I was quite taken with the still bare aspens, especially where they covered complete mountainsides. I think I'd have to spend quite awhile in the area, taking pictures the whole time - or be awfully lucky - to capture whatever quality it was that mesmerized me so. I have noticed that the size of the image definitely makes a difference. The photographs at the still reduced scale uploaded to the blog have less impact than the full scale, full resolution images in my archive. But hopefully, you are clicking on the blog pics to see the somewhat larger images. . . aren't you?
This mountainside is aspen interspersed with fir but, still, the light seems to catch only the vertical trunks of the aspens, ignoring the smaller branches. The firs are altogether different. They seem to be there just to break up the vertical texture of the aspens and provide a little bit of color. The sky, of course, is perfect.
This is one of my favorite pictures from the whole trip. The balance between the trees in the foreground, left and right; the fallen trees just inside the near edge of the forest; the lone fir interloper on the left; again, the vertical highlights on the mass of aspens in the middle ground; and the line of interspersed aspens and firs at the ridge line.

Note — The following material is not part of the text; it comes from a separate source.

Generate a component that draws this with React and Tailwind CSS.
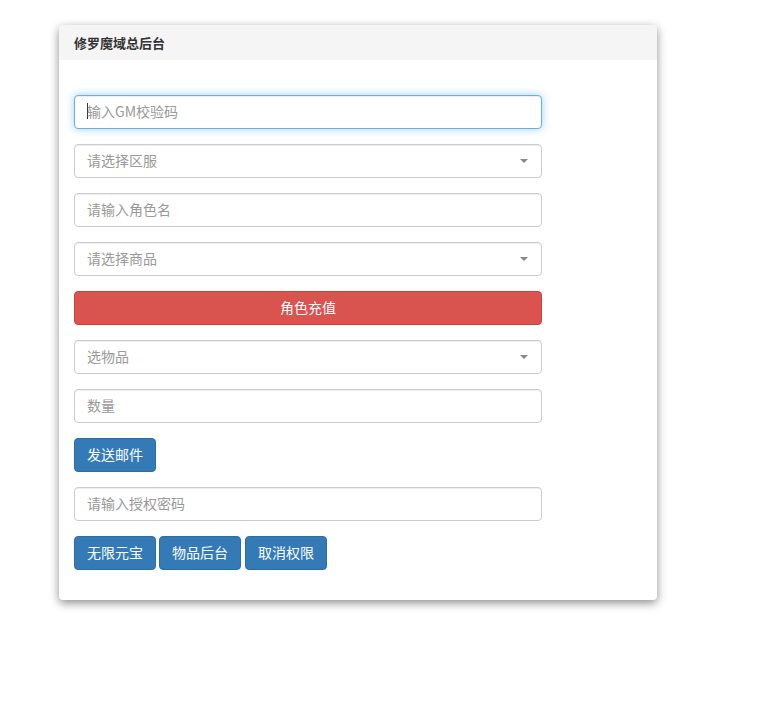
import React from "react";

const font = { fontFamily: '"Noto Sans CJK SC", "Noto Sans", sans-serif' };

function TextInput({ placeholder, focused }) {
  return (
    <div
      className={`h-[34px] w-[468px] rounded border bg-white px-3 pb-[2px] flex items-center text-[14px] ${
        focused
          ? "border-[#66afe9] shadow-[inset_0_1px_1px_rgba(0,0,0,0.075),0_0_8px_rgba(102,175,233,0.6)]"
          : "border-[#ccc] shadow-[inset_0_1px_1px_rgba(0,0,0,0.075)]"
      }`}
    >
      {focused && <span className="w-px h-[16px] bg-[#333] -mr-px" />}
      <span className="text-[#999]">{placeholder}</span>
    </div>
  );
}

function SelectBox({ placeholder }) {
  return (
    <div className="h-[34px] w-[468px] rounded border border-[#ccc] bg-white pl-3 pr-[13px] flex items-center justify-between text-[14px] shadow-[inset_0_1px_1px_rgba(0,0,0,0.075)]">
      <span className="text-[#999] pb-[2px]">{placeholder}</span>
      <span className="w-0 h-0 border-l-[4px] border-r-[4px] border-t-[4px] border-l-transparent border-r-transparent border-t-[#888]" />
    </div>
  );
}

function BlueButton({ children }) {
  return (
    <button className="h-[34px] w-[82px] rounded border border-[#2e6da4] bg-[#337ab7] pb-[2px] text-[14px] text-white">
      {children}
    </button>
  );
}

export default function App() {
  return (
    <div className="min-h-[719px] bg-white pt-[25px] pl-[59px]" style={font}>
      <div className="w-[598px] rounded-[4px] bg-white shadow-[0_3px_10px_rgba(0,0,0,0.45)] overflow-hidden">
        <div className="h-[35px] bg-[#f5f5f5] px-[15px] flex items-center text-[13px] font-bold text-[#333]">
          修罗魔域总后台
        </div>
        <div className="px-[15px] pt-[35px] pb-[30px] flex flex-col gap-[15px]">
          <TextInput placeholder="输入GM校验码" focused />
          <SelectBox placeholder="请选择区服" />
          <TextInput placeholder="请输入角色名" />
          <SelectBox placeholder="请选择商品" />
          <button className="h-[34px] w-[468px] rounded border border-[#d43f3a] bg-[#d9534f] pb-[2px] text-[14px] text-white">
            角色充值
          </button>
          <SelectBox placeholder="选物品" />
          <TextInput placeholder="数量" />
          <div>
            <BlueButton>发送邮件</BlueButton>
          </div>
          <TextInput placeholder="请输入授权密码" />
          <div className="flex gap-[3px]">
            <BlueButton>无限元宝</BlueButton>
            <BlueButton>物品后台</BlueButton>
            <div className="pl-px">
              <BlueButton>取消权限</BlueButton>
            </div>
          </div>
        </div>
      </div>
    </div>
  );
}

And all under the clear blue Colorado sky.
Here's another of those solitary fir trespassers. Shielded from the daily news and the sorry financial state of the world while on the road, I had time to wonder what the circumstances were here at the foot of this mountain that allowed this single 20' or 30' fir to hold its ground amidst so many deciduous cousins. That it's not a random distribution is clear. But does the fir have to fight for its space or do the aspens freely yield it up to the occasional rebellious fir outlier?
Then, of course, there's the cliff overlooking these deep botanical questions from a geological point of view. We're in the Rockies now and things are different here than they are back in the Smokies of North Carolina and Tennessee. I've often felt it would be nice to travel with a geologist who could explain to me just what I was looking at. . .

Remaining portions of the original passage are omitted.